Upgrade to a suite - Your family gets more space and teens still pay lower 3rd, 4th or 5th passenger rates depending on the size of your family. When it comes to security, parents can keep a closer eye on their teens with everyone sharing the same cabin. Unless you really upgrade, most family suites only offer 1 bathroom so everyone must compromise and share.
Adjoining or separate Cabins - This means your family splits up into two separate cabins. These cabins can be side by side, connected by a door or even parents in an ocean view or balcony with teens across the hall in an inside cabin. With this scenario, your teens would need to pay full adult fare (1st and 2nd passengers pay higher rates) but your family would gain two bathrooms with is often preferred with teenage girls that have long prep times. One drawback here is security. How much do you trust your teen and other people on board? That brings us to our next and very important topic...
SAFETY - As you are planning for your family cruise, plan to have a very serious safety conversation with your teens. Teens yearn for independence while we parents worry about their safety. Some of today's ships can carry close to 6,000 passengers and staff members; different kinds of people from all over the world. Your teens will be exposed to different cultures and social behaviors during their cruise. Most of these encounters will no doubt be good but bad can always be found with the good. Thousands of families cruise safely and happily but there are instances where either teens get into serious trouble or trouble finds them. Cruise ships operate under maritime laws and the port countries that you visit may have very different laws than we have in the US. Breaking those rules could have life altering consequences for your teen. You may think your teen is participating in a supervised teen club when in reality, your kid may be off in a private cabin with their brand new BFF who happens to be of legal drinking age. Make sure your teen knows what rules they need to follow along with safety and legal implications. Set curfews, check in times, talk to the parents of their new BFFs, etc. Be ready to follow thru and discipline if necessary. Even though your teen may KNOW the rules, it doesn't insure that they will follow them. When you take a vacation with your kids, it doesn't mean that you can take a vacation from being a good parent.

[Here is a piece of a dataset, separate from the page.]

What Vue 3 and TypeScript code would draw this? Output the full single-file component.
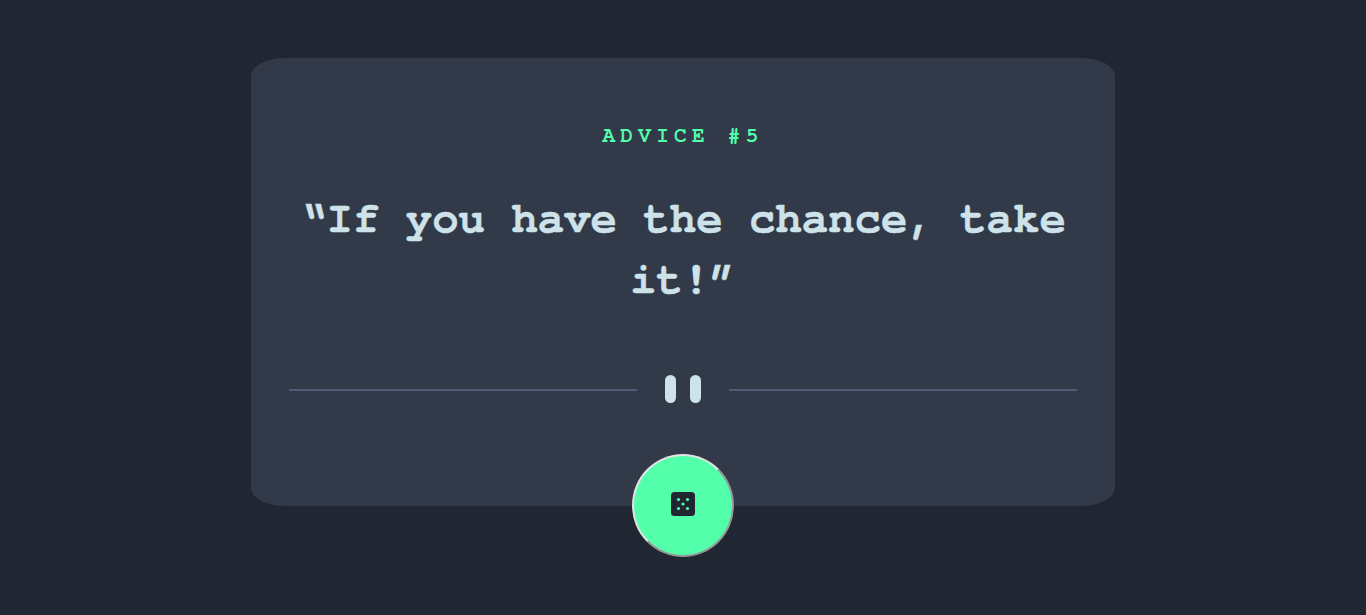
<script setup lang="ts">
interface Advice {
  id: number
  text: string
}

const advice: Advice = { id: 5, text: 'If you have the chance, take it!' }
const pips: [number, number][] = [[7.5, 7.5], [16.5, 7.5], [12, 12], [7.5, 16.5], [16.5, 16.5]]
</script>

<template>
  <main class="page">
    <section class="card">
      <h1 class="label">ADVICE #{{ advice.id }}</h1>
      <p class="quote">“{{ advice.text }}”</p>
      <div class="divider">
        <span class="line"></span>
        <span class="bar"></span>
        <span class="bar"></span>
        <span class="line"></span>
      </div>
      <button class="dice" type="button" aria-label="New advice">
        <svg width="24" height="24" viewBox="0 0 24 24">
          <rect width="24" height="24" rx="3.5" fill="#202632" />
          <circle v-for="([x, y], i) in pips" :key="i" :cx="x" :cy="y" r="1.6" fill="#53ffaa" />
        </svg>
      </button>
    </section>
  </main>
</template>

<style>
body {
  margin: 0;
  background: #202632;
}
</style>

<style scoped>
.page {
  min-height: 615px;
  box-sizing: border-box;
  padding-top: 58px;
  background: #202632;
  font-family: 'TeX Gyre Cursor', FreeMono, 'Liberation Mono', monospace;
  font-weight: 700;
}
.card {
  position: relative;
  box-sizing: border-box;
  width: 864px;
  height: 448px;
  margin: 0 auto;
  padding: 64px 38px 0;
  border-radius: 4%;
  background: #323a49;
  text-align: center;
}
.label {
  margin: 0;
  font-size: 21px;
  line-height: 24px;
  letter-spacing: 5.3px;
  color: #53ffaa;
}
.quote {
  margin: 38px 0 0;
  font-size: 44px;
  line-height: 61px;
  color: #cee3e9;
  -webkit-text-stroke: 0.5px #cee3e9;
}
.divider {
  display: flex;
  align-items: center;
  justify-content: center;
  margin-top: 69px;
}
.line {
  flex: 1;
  height: 2px;
  margin-top: 2px;
  background: #4f5d74;
}
.bar {
  width: 11px;
  height: 28px;
  border-radius: 6px;
  background: #cee3e9;
}
.bar:nth-child(2) {
  margin: 0 7px 0 28px;
}
.bar:nth-child(3) {
  margin: 0 28px 0 7px;
}
.dice {
  position: absolute;
  left: 381px;
  bottom: -51px;
  display: flex;
  align-items: center;
  justify-content: center;
  box-sizing: border-box;
  width: 102px;
  height: 103px;
  padding: 0 0 3px;
  border: 2px solid;
  border-color: #e3e3e3 #979797 #979797 #e3e3e3;
  border-radius: 50%;
  background: #53ffaa;
}
</style>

FOOD - Any parent who has tried to feed a teenage boy will appreciate the fact that cruise ships include all the food you can eat. Cruise lines used to just offer formal dining complete with ball gowns and tuxedos. Today's ships still offer these features for passengers who want them but modern ships offers tons of eateries, buffets and even room service. While passengers gain choices, many of these food options come with additional price tags and fees. That specialty coffee and cupcake might just set you back $15! Make sure your teen is aware of these extra expenditures so that you're not bankrupted at disembarkation.

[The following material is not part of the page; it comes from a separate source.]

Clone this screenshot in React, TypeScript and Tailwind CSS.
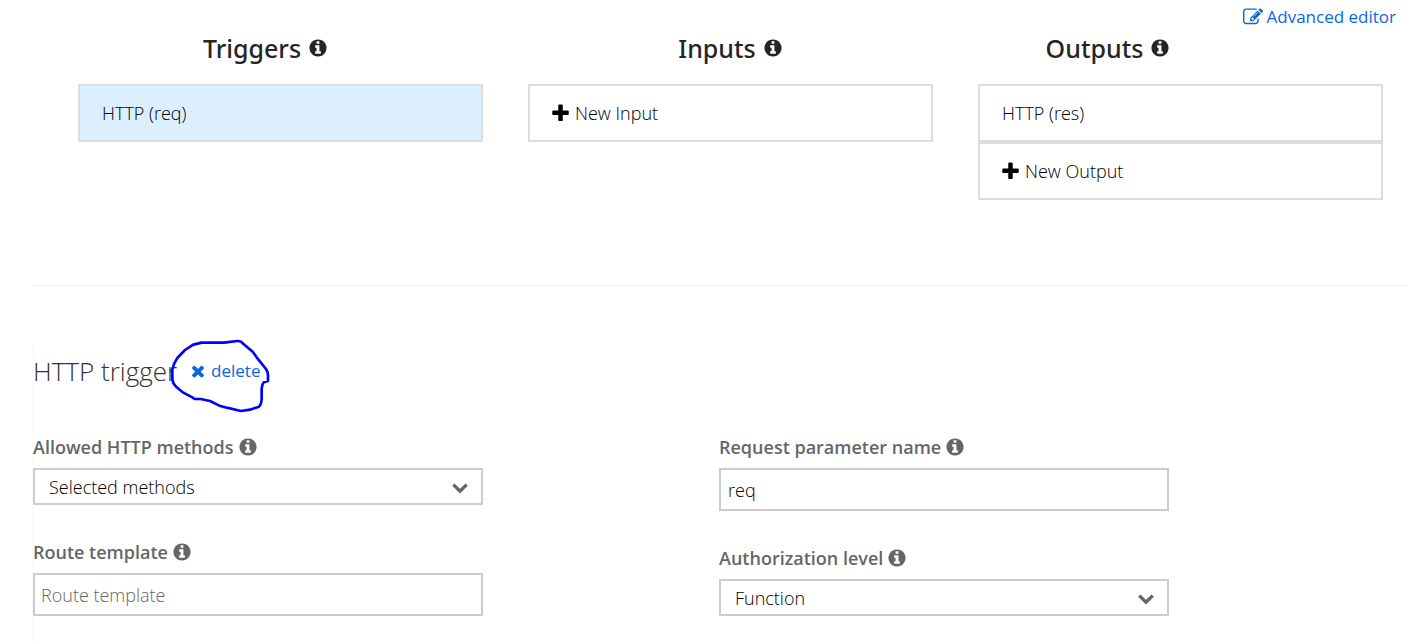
import { ReactNode } from "react";

const icons = {
  info: "M1152 1376v-160q0-14-9-23t-23-9h-96v-512q0-14-9-23t-23-9h-320q-14 0-23 9t-9 23v160q0 14 9 23t23 9h96v320h-96q-14 0-23 9t-9 23v160q0 14 9 23t23 9h448q14 0 23-9t9-23zm-128-896v-160q0-14-9-23t-23-9h-192q-14 0-23 9t-9 23v160q0 14 9 23t23 9h192q14 0 23-9t9-23zm640 416q0 209-103 385.5t-279.5 279.5-385.5 103-385.5-103-279.5-279.5-103-385.5 103-385.5 279.5-279.5 385.5-103 385.5 103 279.5 279.5 103 385.5z",
  plus: "M1600 736v192q0 40-28 68t-68 28h-416v416q0 40-28 68t-68 28h-192q-40 0-68-28t-28-68v-416h-416q-40 0-68-28t-28-68v-192q0-40 28-68t68-28h416v-416q0-40 28-68t68-28h192q40 0 68 28t28 68v416h416q40 0 68 28t28 68z",
  times:
    "M1490 1322q0 40-28 68l-136 136q-28 28-68 28t-68-28l-294-294-294 294q-28 28-68 28t-68-28l-136-136q-28-28-28-68t28-68l294-294-294-294q-28-28-28-68t28-68l136-136q28-28 68-28t68 28l294 294 294-294q28-28 68-28t68 28l136 136q28 28 28 68t-28 68l-294 294 294 294q28 28 28 68z",
  edit: "M888 1184l116-116-152-152-116 116v56h96v96h56zm440-720q-16-16-33 1l-350 350q-17 17-1 33t33-1l350-350q17-17 1-33zm80 594v190q0 119-84.5 203.5t-203.5 84.5h-832q-119 0-203.5-84.5t-84.5-203.5v-832q0-119 84.5-203.5t203.5-84.5h832q63 0 117 25 15 7 18 23 3 17-9 29l-49 49q-14 14-32 8-23-6-45-6h-832q-66 0-113 47t-47 113v832q0 66 47 113t113 47h832q66 0 113-47t47-113v-126q0-13 9-22l64-64q15-15 35-7t20 29zm-96-738l288 288-672 672h-288v-288zm444 132l-92 92-288-288 92-92q28-28 68-28t68 28l152 152q28 28 28 68t-28 68z",
};

function Icon({ name, className }: { name: keyof typeof icons; className: string }) {
  return (
    <svg viewBox="0 0 1792 1792" fill="currentColor" aria-hidden="true" className={`shrink-0 ${className}`}>
      <path d={icons[name]} />
    </svg>
  );
}

function Column({ title, headingClass, children }: { title: string; headingClass: string; children: ReactNode }) {
  return (
    <section className="pl-[45px]">
      <h2 className={`flex h-9 items-center justify-center gap-[7px] font-['Noto_Sans',sans-serif] text-[25px] font-medium text-[#252525] ${headingClass}`}>
        {title}
        <Icon name="info" className="size-5" />
      </h2>
      <div className="mt-[18px] flex flex-col">{children}</div>
    </section>
  );
}

function Binding({ children, selected = false, add = false }: { children: ReactNode; selected?: boolean; add?: boolean }) {
  return (
    <button
      type="button"
      className={`flex h-[58px] items-center gap-1 border-2 border-[#ddd] text-left ${add ? "pl-5" : "pl-[22px]"} ${
        selected ? "bg-[#dceffe]" : "bg-white"
      }`}
    >
      {add && <Icon name="plus" className="size-[21px]" />}
      {children}
    </button>
  );
}

function Field({ id, label, children }: { id: string; label: string; children: ReactNode }) {
  return (
    <div className="w-full max-w-[450px]">
      <label htmlFor={id} className="mb-[7px] flex h-7 items-center gap-1 font-semibold text-[#666]">
        {label}
        <Icon name="info" className="size-5" />
      </label>
      {children}
    </div>
  );
}

function Select({ id, options }: { id: string; options: string[] }) {
  return (
    <div className="relative">
      <select id={id} className="block h-[37px] w-full appearance-none border-2 border-[#ccc] bg-white pl-[14px] pr-10">
        {options.map((o) => (
          <option key={o}>{o}</option>
        ))}
      </select>
      <svg
        viewBox="0 0 16 11"
        fill="none"
        stroke="#666"
        strokeWidth="3.4"
        aria-hidden="true"
        className="pointer-events-none absolute right-[15px] top-[15px] h-[11px] w-4"
      >
        <path d="M1.3 1.6 8 8.2 14.7 1.6" />
      </svg>
    </div>
  );
}

export default function App() {
  return (
    <main className="min-h-screen bg-white font-['Open_Sans','Noto_Sans',sans-serif] text-[18px] font-light leading-6 text-black">
      <div className="flex justify-end pr-[11px] pt-[5px]">
        <a href="#advanced" className="flex items-center gap-1 text-[17px] font-normal text-[#0a66de]">
          <Icon name="edit" className="size-5" />
          Advanced editor
        </a>
      </div>

      <div className="mt-px grid grid-cols-3 pl-[33px] pr-6">
        <Column title="Triggers" headingClass="-ml-[30px]">
          <Binding selected>HTTP (req)</Binding>
        </Column>
        <Column title="Inputs" headingClass="">
          <Binding add>New Input</Binding>
        </Column>
        <Column title="Outputs" headingClass="pr-[145px]">
          <Binding>HTTP (res)</Binding>
          <Binding add>New Output</Binding>
        </Column>
      </div>

      <hr className="ml-[33px] mt-[85px] border-[#eee]" />

      <section className="ml-8 mt-[58px] border-l border-[#fafafa] pb-7 pr-0.5">
        <div className="flex h-[53px] items-center gap-3">
          <h3 className="text-[26px] text-[#333]">HTTP trigger</h3>
          <div className="relative">
            <button type="button" className="flex items-center gap-1 text-[17px] font-normal text-[#0a66de]">
              <Icon name="times" className="size-[18px]" />
              delete
            </button>
            <svg
              viewBox="0 0 360 270"
              fill="none"
              stroke="#00f"
              strokeWidth="8"
              strokeLinejoin="round"
              aria-hidden="true"
              className="pointer-events-none absolute -left-[29px] -top-[29px] h-[90px] w-[120px] max-w-none"
            >
              <path d="M125 38H192L232 33Q243 32 248 40L278 65 290 82 318 117Q325 128 324 140V153L311 157Q306 163 305 175V205Q305 222 297 230L270 239 243 243 200 233 178 227 150 213 122 207H104L97 202 70 188 50 172Q38 160 37 148V118Q42 98 52 84L75 60 100 44Z" />
            </svg>
          </div>
        </div>

        <div className="mt-9 grid grid-cols-2 items-start">
          <div className="flex flex-col gap-[33px]">
            <Field id="methods" label="Allowed HTTP methods">
              <Select id="methods" options={["Selected methods", "All methods"]} />
            </Field>
            <Field id="route" label="Route template">
              <input
                id="route"
                type="text"
                placeholder="Route template"
                className="block h-[43px] w-full border-2 border-[#ccc] px-1.5 placeholder:text-[#666]"
              />
            </Field>
          </div>
          <div className="flex flex-col gap-[33px]">
            <Field id="param" label="Request parameter name">
              <input id="param" type="text" defaultValue="req" className="block h-[43px] w-full border-2 border-[#ccc] px-[7px]" />
            </Field>
            <Field id="auth" label="Authorization level">
              <Select id="auth" options={["Function", "Anonymous", "Admin"]} />
            </Field>
          </div>
        </div>
      </section>
    </main>
  );
}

SPENDING MONEY - Cruise ships run on a cashless system. Passengers are required to create a shipboard account with a credit card during the registration process prior to sailing. Normally one account is created per family. If your teen wants to buy "extras" like that $15 coffee & cupcake, his shipboard card would get swiped and the amount would be charged to the credit card your family has on file. Can you see the potential for disaster here if your teen decides to buy coffee & cupcakes for all their new found friends? Once you get onboard your ship, parents can go to the pursor's office and set up a cash account for their teens. You can load your teen's specific ship board card/account with a set amount of money for extras like video games, snacks or souvenirs. Once they spend the money on their account, that's it. Their spending is cut off. Parents can choose to reload more money on the card...or not. It's a great way to teach them about budgeting without worry.

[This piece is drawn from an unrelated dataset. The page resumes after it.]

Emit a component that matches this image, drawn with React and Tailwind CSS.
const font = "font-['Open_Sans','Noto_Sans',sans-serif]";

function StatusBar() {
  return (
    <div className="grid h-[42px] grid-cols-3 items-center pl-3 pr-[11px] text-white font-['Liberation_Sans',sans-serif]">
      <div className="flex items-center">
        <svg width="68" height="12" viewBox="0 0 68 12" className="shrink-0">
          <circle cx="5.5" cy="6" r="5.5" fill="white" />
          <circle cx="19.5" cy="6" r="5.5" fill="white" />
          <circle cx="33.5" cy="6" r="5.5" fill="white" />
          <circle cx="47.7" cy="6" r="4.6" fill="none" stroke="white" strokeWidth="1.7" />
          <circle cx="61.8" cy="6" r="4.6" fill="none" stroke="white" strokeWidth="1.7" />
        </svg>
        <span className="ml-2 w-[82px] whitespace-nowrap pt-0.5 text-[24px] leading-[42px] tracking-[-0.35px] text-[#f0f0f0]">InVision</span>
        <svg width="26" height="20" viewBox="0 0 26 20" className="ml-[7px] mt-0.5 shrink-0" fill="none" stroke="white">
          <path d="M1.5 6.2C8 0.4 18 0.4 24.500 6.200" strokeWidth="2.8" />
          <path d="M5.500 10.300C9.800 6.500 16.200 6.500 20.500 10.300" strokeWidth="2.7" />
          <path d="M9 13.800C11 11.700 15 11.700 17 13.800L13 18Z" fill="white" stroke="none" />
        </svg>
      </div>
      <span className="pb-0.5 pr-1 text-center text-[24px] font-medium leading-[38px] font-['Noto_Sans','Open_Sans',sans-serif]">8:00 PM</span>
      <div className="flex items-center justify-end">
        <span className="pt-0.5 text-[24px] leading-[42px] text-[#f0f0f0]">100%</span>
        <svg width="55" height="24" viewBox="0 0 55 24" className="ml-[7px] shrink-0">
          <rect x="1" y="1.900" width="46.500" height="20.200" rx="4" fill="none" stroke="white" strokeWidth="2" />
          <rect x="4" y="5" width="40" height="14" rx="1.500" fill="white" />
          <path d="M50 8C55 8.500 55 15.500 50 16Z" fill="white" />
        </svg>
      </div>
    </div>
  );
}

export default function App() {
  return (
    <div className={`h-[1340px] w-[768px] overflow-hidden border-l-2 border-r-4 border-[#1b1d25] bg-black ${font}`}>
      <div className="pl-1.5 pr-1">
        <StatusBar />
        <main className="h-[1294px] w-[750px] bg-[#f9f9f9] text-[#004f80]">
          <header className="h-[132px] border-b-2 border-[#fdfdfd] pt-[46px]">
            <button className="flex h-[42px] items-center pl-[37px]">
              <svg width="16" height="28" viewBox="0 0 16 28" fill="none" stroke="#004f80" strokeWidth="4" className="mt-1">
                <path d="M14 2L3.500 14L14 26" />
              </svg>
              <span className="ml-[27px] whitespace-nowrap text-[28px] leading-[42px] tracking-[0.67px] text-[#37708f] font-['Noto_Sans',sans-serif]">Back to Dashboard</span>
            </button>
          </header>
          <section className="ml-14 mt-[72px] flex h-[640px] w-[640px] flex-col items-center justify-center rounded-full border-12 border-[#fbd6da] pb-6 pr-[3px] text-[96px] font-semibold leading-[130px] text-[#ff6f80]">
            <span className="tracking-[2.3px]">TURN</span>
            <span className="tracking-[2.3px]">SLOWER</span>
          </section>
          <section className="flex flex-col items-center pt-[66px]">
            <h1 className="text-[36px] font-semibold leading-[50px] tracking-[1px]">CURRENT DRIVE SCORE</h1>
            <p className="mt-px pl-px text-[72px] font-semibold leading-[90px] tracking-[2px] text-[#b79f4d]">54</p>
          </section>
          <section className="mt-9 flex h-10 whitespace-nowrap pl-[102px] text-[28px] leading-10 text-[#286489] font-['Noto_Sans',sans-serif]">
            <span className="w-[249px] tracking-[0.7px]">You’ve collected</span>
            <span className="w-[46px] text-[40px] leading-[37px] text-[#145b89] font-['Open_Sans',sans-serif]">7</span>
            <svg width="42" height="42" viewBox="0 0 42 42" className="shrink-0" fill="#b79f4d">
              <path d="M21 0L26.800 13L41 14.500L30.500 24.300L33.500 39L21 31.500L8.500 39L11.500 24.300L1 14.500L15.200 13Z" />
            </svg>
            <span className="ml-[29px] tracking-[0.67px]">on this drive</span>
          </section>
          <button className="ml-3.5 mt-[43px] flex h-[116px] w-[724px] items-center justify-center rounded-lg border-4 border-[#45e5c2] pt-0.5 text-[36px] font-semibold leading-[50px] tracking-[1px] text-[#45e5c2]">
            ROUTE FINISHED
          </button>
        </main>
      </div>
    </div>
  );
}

EXCURSIONS - Some cruise lines are offering specialized excursions just for teens on port days. You will need to check with your particular ship or sailing to see what is offered. There is an extra fee for these teen excursions and parents will need to sign permission and waivers for their child to participate. Parents may see a family cruise as a great opportunity for family bonding while your teen may hold the exact opposite opinion. It's best to be informed and discuss expectations about excursions in advance to avoid possible meltdowns in the moment.
Teens often feel empowered by being an active part of planning a family cruise vacation. Utilize their talents. Travel can level the playing field between parents and teens. Give them the opportunity to surprise you with their skills. No doubt they will have the interactive TV and room service ordering system figured out LONG before you can find the remote.